Little did I know that this was only a warm-up for my camera, as next we tracked down the Black-backed Woodpecker on the north side of hwy 60, excavating a hole in a utiility pole. I will spare you the dozens of photos (one full 8 gig card later, arghhh) and only share with you a few of this male:

And here he disappears into the hole, give you an idea of its size:

Other stops we made included the Old Airfield (another first for me, which is why I enjoyed this visit so much, as I now know of several new birding hotspots), Opeongo Road, and finally the old railway line near West Rose Lake, east off of Arowhon Road. This last stop was probably the highlight of the day for me, thanks to the spectacular landscape and its absolute silence and tranquility.

It was here that we found at least three Boreal Chickadees flitting around in some spruces, and I was finally able to nab them in my binos for the first time ever for some excellent views. We also found a pair of nesting Gray Jays, she was on the nest, and he was bringing back take-out to her, notice the extended crop, if you're able to:

So here I am, now on my second 8 gig card:

We left the park around 6:15, and, as mentioned earlier, we came across a male Spruce Grouse, and then further along Arowhon Road, a female, this pair being an added bonus to the day. As per Ron's advice, our final drive-by feeder stop was at the Algonquin Inn on the west side of the park, nothing of particular note there, other than this adorable female Dark-eyed Junco, don't you just want to hug her??!!

Thanks to Doug and Glenda for a fabulous day (even if we dipped on a Moose, grrr), and especially to Glenda for driving all day! As for my BOTD, I know it should be either the Spruce Grouse or Black-backed Woodpecker, but I'm shamelessly going with the Gray Jay. So there.

Friday, April 16, 2010: Thickson's Woods- a Murder of Crows, amongst other things

Stayed local today between errands, but was able to add another bird to my Year List, ie an Eastern Towhee, and despite barely trying, I ended the day with 33 species. Ran into John at the entrance to the woods, so we wandered about, and found it very easy to find the Great Horned Owl by the mobbing crows. Here goes with some sequence shots, no wonder they are called "Tiger of the Sky", was intriguing to watch the change in his demeanour as he lost patience with his daytime roosting being so rudely interrupted:

His mouth is open here, is getting quite annoyed w these guys:

Notice the change in stance, is up on his legs now, grrrrrrrrrrrr:

Back to normal now, the crows eventually got bored and departed.

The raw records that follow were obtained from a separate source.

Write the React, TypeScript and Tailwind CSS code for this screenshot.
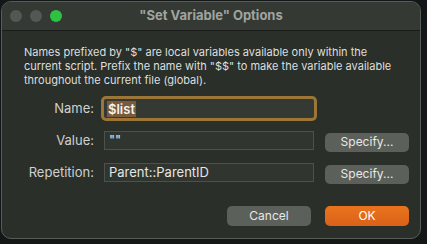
export default function App() {
  return (
    <div
      className="h-[244px] w-[427px] overflow-hidden bg-[#141718] pl-px pt-px"
      style={{ fontFamily: "Inter, 'Liberation Sans', sans-serif" }}
    >
      <div className="flex h-[238px] w-[420px] flex-col overflow-hidden rounded-[10px] border border-[#585c58] bg-[#2a2f2a]">
        {/* title bar */}
        <div className="relative flex h-[29px] shrink-0 items-center justify-center border-b border-[#1a1c1a] bg-[#343933]">
          <div className="absolute left-[8px] top-[8px] flex gap-[8px]">
            <span className="h-[12px] w-[12px] rounded-full bg-[#545854]" />
            <span className="h-[12px] w-[12px] rounded-full bg-[#545854]" />
            <span className="h-[12px] w-[12px] rounded-full bg-[#2fc242]" />
          </div>
          <span className="text-[13px] font-bold text-[#a0a3a0]">"Set Variable" Options</span>
        </div>

        {/* body */}
        <div className="flex flex-col pl-[22px]">
          <p className="mt-[14px] w-[370px] text-[11px] leading-[14px] text-[#dedfde]">
            Names prefixed by "$" are local variables available only within the current script.
            Prefix the name with "$$" to make the variable available throughout the current file
            (global).
          </p>

          <div className="mt-[9px] flex flex-col gap-[7px]">
            <div className="flex h-[25px] items-center">
              <span className="w-[70px] text-right text-[13px] text-[#cfd0cf]">Name:</span>
              <div className="ml-[7px] flex h-[25px] w-[216px] items-center rounded-[5px] border-[3px] border-[#9c7636] bg-[#343933] pl-[3px]">
                <span className="bg-[#7a5a3a] px-px text-[13px] font-semibold leading-[16px] text-[#f2f2f2]">
                  $list
                </span>
              </div>
            </div>

            <div className="flex h-[25px] items-center">
              <span className="w-[70px] text-right text-[13px] text-[#cfd0cf]">Value:</span>
              <div className="ml-[10px] flex h-[19px] w-[210px] items-center border border-[#4c514b] bg-[#30352f] pl-[4px] text-[13px] text-[#e6e6e6]">
                ""
              </div>
              <button className="ml-[11px] mt-[3px] h-[19px] w-[84px] rounded-[5px] bg-[#5b615a] text-[12px] text-[#e8e8e8]">
                Specify...
              </button>
            </div>

            <div className="flex h-[25px] items-center">
              <span className="w-[70px] text-right text-[13px] text-[#cfd0cf]">Repetition:</span>
              <div className="ml-[10px] flex h-[19px] w-[210px] items-center border border-[#4c514b] bg-[#30352f] pl-[4px] text-[13px] text-[#e6e6e6]">
                Parent::ParentID
              </div>
              <button className="ml-[11px] mt-[3px] h-[19px] w-[84px] rounded-[5px] bg-[#5b615a] text-[12px] text-[#e8e8e8]">
                Specify...
              </button>
            </div>
          </div>

          <div className="mt-[21px] flex justify-end gap-[14px] pr-[11px]">
            <button className="h-[20px] w-[84px] rounded-[5px] bg-[#5b615a] text-[12px] text-[#e8e8e8]">
              Cancel
            </button>
            <button className="h-[20px] w-[84px] rounded-[5px] bg-gradient-to-b from-[#ea741c] to-[#d9611a] text-[12px] text-white">
              OK
            </button>
          </div>
        </div>
      </div>
    </div>
  );
}
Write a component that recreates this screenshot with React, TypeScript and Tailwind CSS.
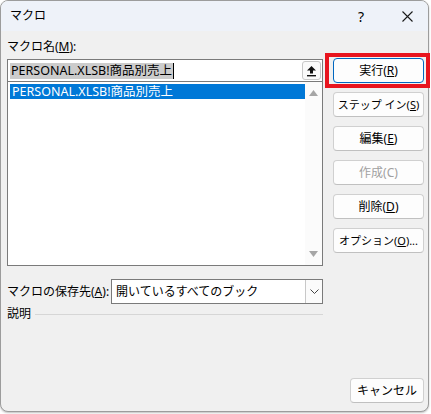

From there we headed over to the meadow side, where these Tree Swallows were flitting about if they weren't yelling at each other- I can only imagine what was being said here:

These next few shots I couldn't resist posting due to the amazing colour of these birds:

Then I wrapped up my visit to this area with two different sparrows, the Savannah Sparrow:

And finally, the White-throated Sparrow (my BOTD), I probably spent half an hour waiting on this lil guy who was foraging around on the ground under the evergreen hedge to come out into the open, but he was worth the wait, isn't he the sweetest thing EVER??!!

Carden Alvar Trip on Wednesday, April 14, 2010

Yesterday, John, Doug and I made the first trip of the season to the above area, which lies north of Kirkfield, and is habitat to numerous species, one of which is on the Ontario's Endangered list, the Loggerhead Shrike. Eagle-eye John finally discovered a pair of them on the south side of McNamee Road. My apologies for the image quality below, but I took what I could get:

Now don't be fooled by their diminutive appearance (well, not so much, as they measure ~9"), as these suckers are also known as butcher-birds, as they are quite adept at not only taking out insects, but also small birds, and rodents, impaling them on thorns or barbed wire for later consumption. That said, as per the most recent Ontario Breeding Bird Atlas, in 2006 there were only about 18 pairs, so it's always a special privilege and joy to see these birds each year as they return to breed in this alvar habitat.

But on to cheerier subject matter now, our first special BOTD was this Wilson's Snipe, many thanks to Driver John for his patience while I snapped about 2000 pics hanging out of the van:

We finally got a visual on an Eastern Meadowlark, after severeal teased us with their wonderful song from the grasslands:

Eastern Bluebirds were seen along the west side of Wylie Road, this is the male (sadly, the female was too far away for a decent shot- next time??). Also including a shot of the "blue", of course:

Eastern Phoebes were also prevalent:

Next was the Loggerhead Shrikes sightings, and for a change, we decided we would reward ourselves with a meal at someplace other than a Timmie's, ie the local restaurant in Kirkfield (Note to Self: it closes at 2 p.m., remember this for next time). Upon our arrival at 1:55 p.m., we were informed of the limited Healthy choices for lunch:
1. Wednesday's Trans fat special with an order of carbs on the side; extra sodium at no extra charge

2. Wednesday's Carbs special with an order of trans fat on the side; extra sodium at no extra charge

We were doomed, but somehow suffered through it, no doubt consuming 3000 times the recommended daily intake in a matter of minutes, followed by some of my home-made brownies, life was good. I secretly thanked god that my next cholesterol check-up wasn't until sometime in the fall....

We waddled our way back to the van swooning from our lo-cal meal and continued on to Prospect Marsh, where we found this perched Red-Tail Hawk:

We continued on to Canal Lake for the local Ospreys, and then returned back home in time for Robert to not know I had squandered away yet another day gallivanting around our glorious province. Added 3 new species to my year list; my BOTD was of course the Loggerhead Shrike.